DATA SEGMENT:

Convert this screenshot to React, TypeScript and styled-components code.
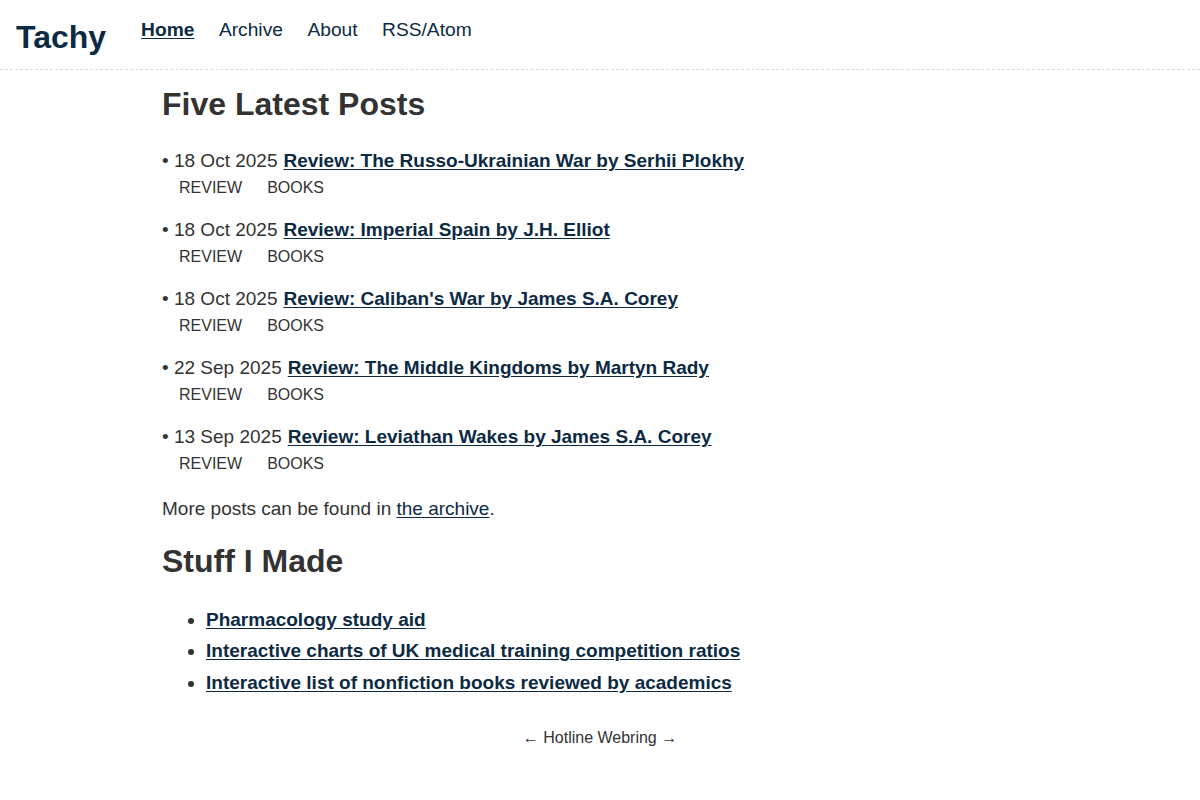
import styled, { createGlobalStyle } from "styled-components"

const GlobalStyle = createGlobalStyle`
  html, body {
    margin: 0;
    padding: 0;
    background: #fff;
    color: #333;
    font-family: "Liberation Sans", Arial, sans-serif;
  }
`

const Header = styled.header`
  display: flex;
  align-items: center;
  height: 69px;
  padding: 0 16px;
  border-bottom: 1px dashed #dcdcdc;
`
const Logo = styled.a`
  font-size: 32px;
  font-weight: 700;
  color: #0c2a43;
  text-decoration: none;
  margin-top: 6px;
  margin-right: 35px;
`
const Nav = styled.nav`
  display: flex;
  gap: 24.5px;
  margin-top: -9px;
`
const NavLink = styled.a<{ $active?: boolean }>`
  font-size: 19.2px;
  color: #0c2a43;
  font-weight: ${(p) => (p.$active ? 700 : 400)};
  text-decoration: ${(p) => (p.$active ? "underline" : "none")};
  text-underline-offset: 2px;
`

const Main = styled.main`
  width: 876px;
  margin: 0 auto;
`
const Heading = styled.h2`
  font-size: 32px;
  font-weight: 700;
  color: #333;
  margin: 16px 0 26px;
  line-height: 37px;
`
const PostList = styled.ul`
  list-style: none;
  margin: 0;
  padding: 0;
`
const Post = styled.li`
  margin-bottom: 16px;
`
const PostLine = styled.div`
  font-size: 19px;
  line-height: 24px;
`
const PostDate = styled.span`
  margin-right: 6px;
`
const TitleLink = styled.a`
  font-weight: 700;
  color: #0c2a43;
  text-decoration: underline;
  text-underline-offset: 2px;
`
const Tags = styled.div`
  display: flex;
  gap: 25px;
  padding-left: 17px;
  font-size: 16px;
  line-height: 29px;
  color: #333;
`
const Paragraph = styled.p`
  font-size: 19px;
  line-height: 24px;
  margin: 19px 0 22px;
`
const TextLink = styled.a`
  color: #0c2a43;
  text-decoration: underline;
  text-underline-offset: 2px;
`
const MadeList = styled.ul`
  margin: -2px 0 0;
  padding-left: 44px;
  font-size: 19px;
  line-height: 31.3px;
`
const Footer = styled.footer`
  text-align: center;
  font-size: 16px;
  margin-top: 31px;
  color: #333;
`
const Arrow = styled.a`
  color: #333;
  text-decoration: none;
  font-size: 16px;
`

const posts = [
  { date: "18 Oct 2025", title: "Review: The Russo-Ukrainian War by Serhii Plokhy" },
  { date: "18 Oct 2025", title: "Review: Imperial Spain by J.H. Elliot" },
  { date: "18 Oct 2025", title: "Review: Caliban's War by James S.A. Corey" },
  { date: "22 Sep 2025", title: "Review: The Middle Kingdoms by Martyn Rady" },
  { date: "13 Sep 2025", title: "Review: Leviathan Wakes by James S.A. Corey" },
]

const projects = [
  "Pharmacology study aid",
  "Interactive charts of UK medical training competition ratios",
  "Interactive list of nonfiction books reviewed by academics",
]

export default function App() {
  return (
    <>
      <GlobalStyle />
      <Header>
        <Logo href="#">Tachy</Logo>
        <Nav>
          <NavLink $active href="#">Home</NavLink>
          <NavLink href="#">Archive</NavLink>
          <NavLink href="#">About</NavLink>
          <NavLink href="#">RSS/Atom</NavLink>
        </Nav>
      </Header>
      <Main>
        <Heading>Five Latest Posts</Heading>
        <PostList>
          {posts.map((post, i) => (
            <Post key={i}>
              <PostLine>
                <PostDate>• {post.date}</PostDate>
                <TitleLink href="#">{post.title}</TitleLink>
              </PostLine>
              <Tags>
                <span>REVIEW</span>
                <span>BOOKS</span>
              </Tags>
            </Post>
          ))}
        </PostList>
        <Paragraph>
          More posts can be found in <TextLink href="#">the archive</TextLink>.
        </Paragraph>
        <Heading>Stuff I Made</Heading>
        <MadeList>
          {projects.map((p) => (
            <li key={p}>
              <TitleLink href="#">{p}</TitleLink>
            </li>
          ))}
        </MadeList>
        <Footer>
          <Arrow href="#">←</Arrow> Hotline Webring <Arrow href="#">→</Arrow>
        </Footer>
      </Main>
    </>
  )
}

AIM: Keep the pictures out of the copy and write out the data exactly as it stands.

SOLUTION TO THE EXERCISE:
Convert this screenshot to React, TypeScript and styled-components code.
import styled, { createGlobalStyle } from "styled-components"

const GlobalStyle = createGlobalStyle`
  html, body {
    margin: 0;
    padding: 0;
    background: #fff;
    color: #333;
    font-family: "Liberation Sans", Arial, sans-serif;
  }
`

const Header = styled.header`
  display: flex;
  align-items: center;
  height: 69px;
  padding: 0 16px;
  border-bottom: 1px dashed #dcdcdc;
`
const Logo = styled.a`
  font-size: 32px;
  font-weight: 700;
  color: #0c2a43;
  text-decoration: none;
  margin-top: 6px;
  margin-right: 35px;
`
const Nav = styled.nav`
  display: flex;
  gap: 24.5px;
  margin-top: -9px;
`
const NavLink = styled.a<{ $active?: boolean }>`
  font-size: 19.2px;
  color: #0c2a43;
  font-weight: ${(p) => (p.$active ? 700 : 400)};
  text-decoration: ${(p) => (p.$active ? "underline" : "none")};
  text-underline-offset: 2px;
`

const Main = styled.main`
  width: 876px;
  margin: 0 auto;
`
const Heading = styled.h2`
  font-size: 32px;
  font-weight: 700;
  color: #333;
  margin: 16px 0 26px;
  line-height: 37px;
`
const PostList = styled.ul`
  list-style: none;
  margin: 0;
  padding: 0;
`
const Post = styled.li`
  margin-bottom: 16px;
`
const PostLine = styled.div`
  font-size: 19px;
  line-height: 24px;
`
const PostDate = styled.span`
  margin-right: 6px;
`
const TitleLink = styled.a`
  font-weight: 700;
  color: #0c2a43;
  text-decoration: underline;
  text-underline-offset: 2px;
`
const Tags = styled.div`
  display: flex;
  gap: 25px;
  padding-left: 17px;
  font-size: 16px;
  line-height: 29px;
  color: #333;
`
const Paragraph = styled.p`
  font-size: 19px;
  line-height: 24px;
  margin: 19px 0 22px;
`
const TextLink = styled.a`
  color: #0c2a43;
  text-decoration: underline;
  text-underline-offset: 2px;
`
const MadeList = styled.ul`
  margin: -2px 0 0;
  padding-left: 44px;
  font-size: 19px;
  line-height: 31.3px;
`
const Footer = styled.footer`
  text-align: center;
  font-size: 16px;
  margin-top: 31px;
  color: #333;
`
const Arrow = styled.a`
  color: #333;
  text-decoration: none;
  font-size: 16px;
`

const posts = [
  { date: "18 Oct 2025", title: "Review: The Russo-Ukrainian War by Serhii Plokhy" },
  { date: "18 Oct 2025", title: "Review: Imperial Spain by J.H. Elliot" },
  { date: "18 Oct 2025", title: "Review: Caliban's War by James S.A. Corey" },
  { date: "22 Sep 2025", title: "Review: The Middle Kingdoms by Martyn Rady" },
  { date: "13 Sep 2025", title: "Review: Leviathan Wakes by James S.A. Corey" },
]

const projects = [
  "Pharmacology study aid",
  "Interactive charts of UK medical training competition ratios",
  "Interactive list of nonfiction books reviewed by academics",
]

export default function App() {
  return (
    <>
      <GlobalStyle />
      <Header>
        <Logo href="#">Tachy</Logo>
        <Nav>
          <NavLink $active href="#">Home</NavLink>
          <NavLink href="#">Archive</NavLink>
          <NavLink href="#">About</NavLink>
          <NavLink href="#">RSS/Atom</NavLink>
        </Nav>
      </Header>
      <Main>
        <Heading>Five Latest Posts</Heading>
        <PostList>
          {posts.map((post, i) => (
            <Post key={i}>
              <PostLine>
                <PostDate>• {post.date}</PostDate>
                <TitleLink href="#">{post.title}</TitleLink>
              </PostLine>
              <Tags>
                <span>REVIEW</span>
                <span>BOOKS</span>
              </Tags>
            </Post>
          ))}
        </PostList>
        <Paragraph>
          More posts can be found in <TextLink href="#">the archive</TextLink>.
        </Paragraph>
        <Heading>Stuff I Made</Heading>
        <MadeList>
          {projects.map((p) => (
            <li key={p}>
              <TitleLink href="#">{p}</TitleLink>
            </li>
          ))}
        </MadeList>
        <Footer>
          <Arrow href="#">←</Arrow> Hotline Webring <Arrow href="#">→</Arrow>
        </Footer>
      </Main>
    </>
  )
}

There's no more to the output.